Work to complete:
Copy out the material below in full, but not its images.

Data items:
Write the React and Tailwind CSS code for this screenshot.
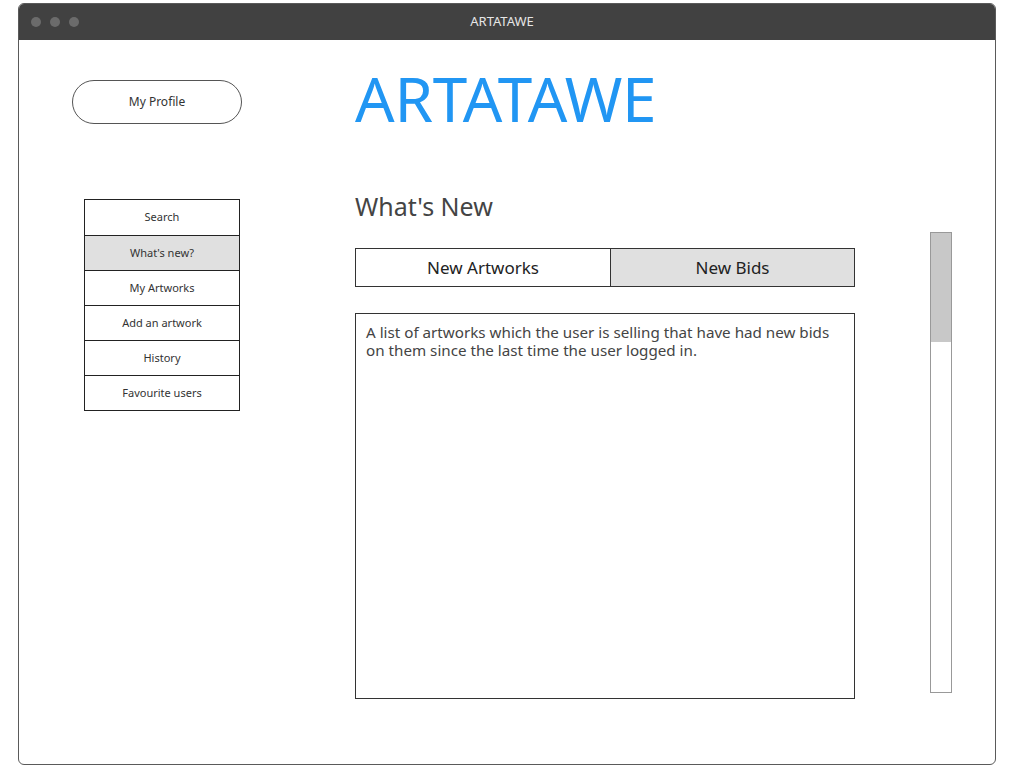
const navItems = ['Search', "What's new?", 'My Artworks', 'Add an artwork', 'History', 'Favourite users']

export default function App() {
  return (
    <div className="w-[1013px] h-[783px] bg-white pt-[3px] pl-[18px] font-['Noto_Sans',sans-serif]">
      <div className="w-[978px] h-[762px] border border-[#5a5a5a] rounded-[6px] overflow-hidden flex flex-col">
        {/* title bar */}
        <div className="h-[36px] bg-[#414141] flex items-center relative shrink-0">
          <div className="flex gap-[9px] pl-[12px]">
            <span className="w-[10px] h-[10px] rounded-full bg-[#6b6b6b]" />
            <span className="w-[10px] h-[10px] rounded-full bg-[#6b6b6b]" />
            <span className="w-[10px] h-[10px] rounded-full bg-[#6b6b6b]" />
          </div>
          <span className="absolute left-0 right-[10px] text-center text-[13px] text-[#e6e6e6]">ARTATAWE</span>
        </div>

        <div className="flex flex-1">
          {/* sidebar */}
          <div className="w-[336px] shrink-0 pl-[53px] pt-[40px]">
            <button className="w-[170px] h-[44px] rounded-full border border-[#555] text-[12px] text-[#333]">
              My Profile
            </button>
            <div className="mt-[75px] ml-[12px] w-[156px] border border-[#222]">
              {navItems.map((item, i) => (
                <div
                  key={item}
                  className={`h-[35px] flex items-center justify-center text-[11px] text-[#333] ${i > 0 ? 'border-t border-[#222]' : ''} ${i === 1 ? 'bg-[#e0e0e0]' : 'bg-white'}`}
                >
                  {item}
                </div>
              ))}
            </div>
          </div>

          {/* main */}
          <div className="w-[500px] shrink-0 pt-[22px]">
            <h1 className="text-[62px] leading-[72px] text-[#2196f3] tracking-[-0.2px]">ARTATAWE</h1>
            <h2 className="mt-[57px] text-[25px] leading-[30px] text-[#444]">What's New</h2>
            <div className="mt-[27px] flex h-[39px] border border-[#333]">
              <div className="w-[255px] flex items-center justify-center text-[17px] text-[#222] border-r border-[#333]">New Artworks</div>
              <div className="flex-1 flex items-center justify-center text-[17px] text-[#222] bg-[#e0e0e0]">New Bids</div>
            </div>
            <div className="mt-[26px] h-[386px] border border-[#333] px-[10px] py-[9px] text-[15.2px] leading-[18px] text-[#444]">
              A list of artworks which the user is selling that have had new bids on them since the last time the user logged in.
            </div>
          </div>

          {/* scrollbar */}
          <div className="pl-[75px] pt-[192px]">
            <div className="w-[22px] h-[461px] border border-[#999] bg-white">
              <div className="h-[109px] bg-[#c8c8c8]" />
            </div>
          </div>
        </div>
      </div>
    </div>
  )
}
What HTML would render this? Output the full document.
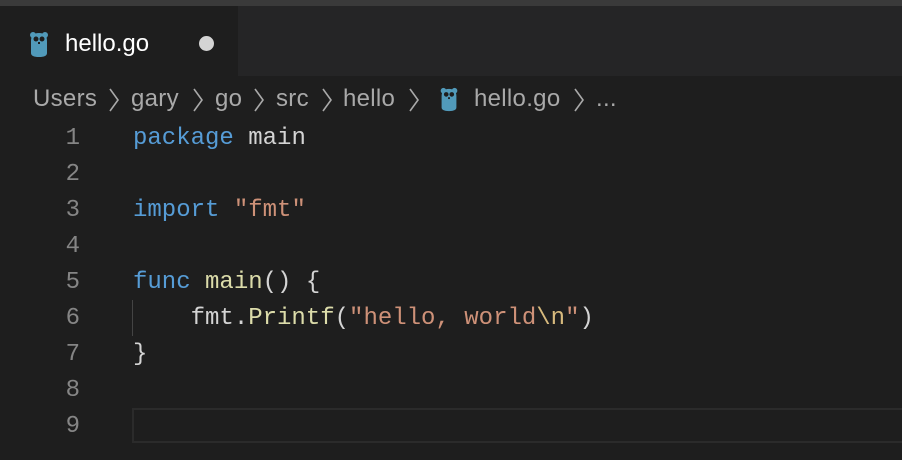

Exercise result:
Write the React and Tailwind CSS code for this screenshot.
const navItems = ['Search', "What's new?", 'My Artworks', 'Add an artwork', 'History', 'Favourite users']

export default function App() {
  return (
    <div className="w-[1013px] h-[783px] bg-white pt-[3px] pl-[18px] font-['Noto_Sans',sans-serif]">
      <div className="w-[978px] h-[762px] border border-[#5a5a5a] rounded-[6px] overflow-hidden flex flex-col">
        {/* title bar */}
        <div className="h-[36px] bg-[#414141] flex items-center relative shrink-0">
          <div className="flex gap-[9px] pl-[12px]">
            <span className="w-[10px] h-[10px] rounded-full bg-[#6b6b6b]" />
            <span className="w-[10px] h-[10px] rounded-full bg-[#6b6b6b]" />
            <span className="w-[10px] h-[10px] rounded-full bg-[#6b6b6b]" />
          </div>
          <span className="absolute left-0 right-[10px] text-center text-[13px] text-[#e6e6e6]">ARTATAWE</span>
        </div>

        <div className="flex flex-1">
          {/* sidebar */}
          <div className="w-[336px] shrink-0 pl-[53px] pt-[40px]">
            <button className="w-[170px] h-[44px] rounded-full border border-[#555] text-[12px] text-[#333]">
              My Profile
            </button>
            <div className="mt-[75px] ml-[12px] w-[156px] border border-[#222]">
              {navItems.map((item, i) => (
                <div
                  key={item}
                  className={`h-[35px] flex items-center justify-center text-[11px] text-[#333] ${i > 0 ? 'border-t border-[#222]' : ''} ${i === 1 ? 'bg-[#e0e0e0]' : 'bg-white'}`}
                >
                  {item}
                </div>
              ))}
            </div>
          </div>

          {/* main */}
          <div className="w-[500px] shrink-0 pt-[22px]">
            <h1 className="text-[62px] leading-[72px] text-[#2196f3] tracking-[-0.2px]">ARTATAWE</h1>
            <h2 className="mt-[57px] text-[25px] leading-[30px] text-[#444]">What's New</h2>
            <div className="mt-[27px] flex h-[39px] border border-[#333]">
              <div className="w-[255px] flex items-center justify-center text-[17px] text-[#222] border-r border-[#333]">New Artworks</div>
              <div className="flex-1 flex items-center justify-center text-[17px] text-[#222] bg-[#e0e0e0]">New Bids</div>
            </div>
            <div className="mt-[26px] h-[386px] border border-[#333] px-[10px] py-[9px] text-[15.2px] leading-[18px] text-[#444]">
              A list of artworks which the user is selling that have had new bids on them since the last time the user logged in.
            </div>
          </div>

          {/* scrollbar */}
          <div className="pl-[75px] pt-[192px]">
            <div className="w-[22px] h-[461px] border border-[#999] bg-white">
              <div className="h-[109px] bg-[#c8c8c8]" />
            </div>
          </div>
        </div>
      </div>
    </div>
  )
}
What HTML would render this? Output the full document.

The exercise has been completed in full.